Snape hesitated. His black eyes, eager in the greenish gloom, moved over her pale face, her dark red hair.
"No," he said. "It doesn't make any difference."

    • "The Prince's Tale" as a whole is a massive Crowning Moment of Sadness for Snape. From his childhood to being bullied at school, to pushing Lily away and his reaction to her death, culminating with the fact that he spent the rest of his life trying to make up for causing it... This chapter rivals Dumbledore's funeral as the saddest one in the series.

Dumbledore: After all this time?
Snape: Always.

  • Narcissa asking Harry whether Draco was alive. And then betraying Voldemort himself.
    • Then immediately afterwards, when the fighting breaks out again, her and Lucius running through the battle, not lifting a finger to help Voldemort's side, screaming for Draco. Two of the most devout Death Eaters in the series no longer care about Voldemort's war or blood purity or anything else and are simply reduced to two frantic parents desperately searching for their son. It was a moment that made two of the most unsympathetic characters in the books very human.
  • When Lupin visits the Trio at Grimmauld Place and confesses to leaving his pregnant wife. While it's a painful moment for Lupin, so full of guilt and self-loathing, it's actually even worse for Harry, who has just seen his very last "father figure" knocked off a pedestal.

"Parents shouldn't leave their kids unless -- unless they've got to."

    • The way Harry hesitates during the sentence says all too clearly that he's thinking about his own situation - and possibly Tom Riddle's as well. As a result of their parents not being there (Tom Riddle the elder is implied to have abandoned Merope shortly after finding out she was pregnant), both of them were brought up in home situations where they were misunderstood, persecuted, and feared. What Harry really means to say is that the only good excuse for a parent not to be there for their child is if that parent dies. And considering Lupin's fate at the end of the book...
  • Lupin died with a picture of his son in his pocket.
  • Dobby's death. Fatally wounded, he dies in the arms of Harry - his first true friend, but not before he manages to Face Death with Dignity - which all somehow makes it both heartwarming and tragic.

"Dobby is happy to be with his friend, Harry Potter."

  • The Resurrection Stone scene. All of it.
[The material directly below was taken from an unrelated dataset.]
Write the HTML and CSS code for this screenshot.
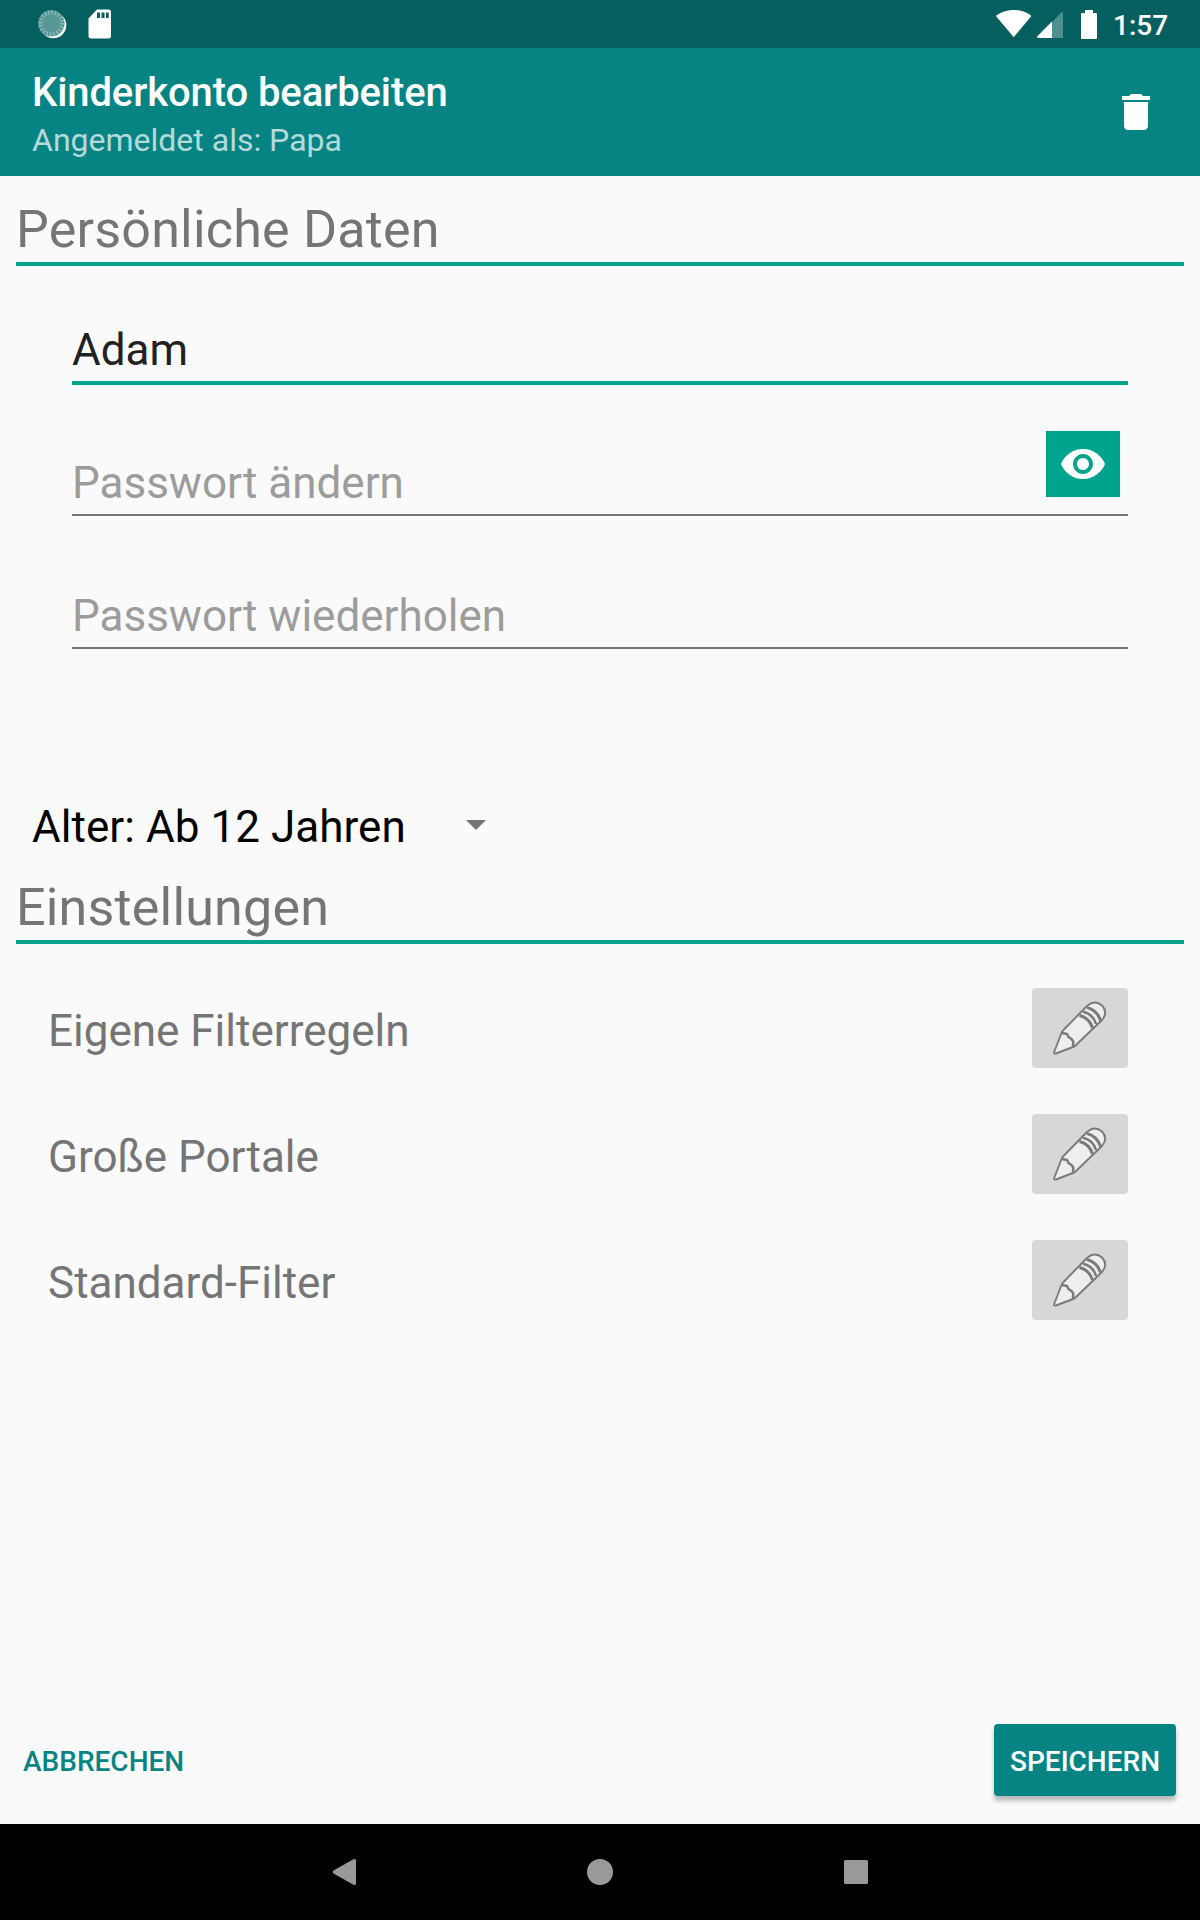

Harry: "Why are you here? All of you?"
Lily: "We never left."

  • Any moment between Narcissa's betrayal of Voldemort and Voldemort's death. The two that give me the worst case of tears are Slughorn (who has always been shown as a bit of a coward) leading the reinforcements for the Battle of Hogwarts and Molly Weasley fighting with Bellatrix Lestrange.
  • The realisation that Andromeda Tonks lost her husband and her daughter's husband walked out on them. Then, he comes back, her grandson is named after her dead husband, and it seems okay. But then there's the battle at Hogwarts. Lupin leaves, and then so does her daughter, and neither of them come back, leaving her with her grandson, named for her husband, and with the same morphing abilities as her dead daughter. The woman barely appears in the book, but experiences as much loss as so many others. (Also, Sirius had died nearly two years beforehand, and a comment Sirius makes in Book 5 implies that they were closest to each other among their family members.)
    • Not to mention the fact that she's the sister of Voldemort's right-hand woman. You see Harry's reaction to her when he doesn't initially realize who she is (or rather, who she isn't), and wonder if other strangers had given her that same reaction. And then you wonder if that has anything to do with the fact that she and her husband live in a secluded location, away from other wizards and witches.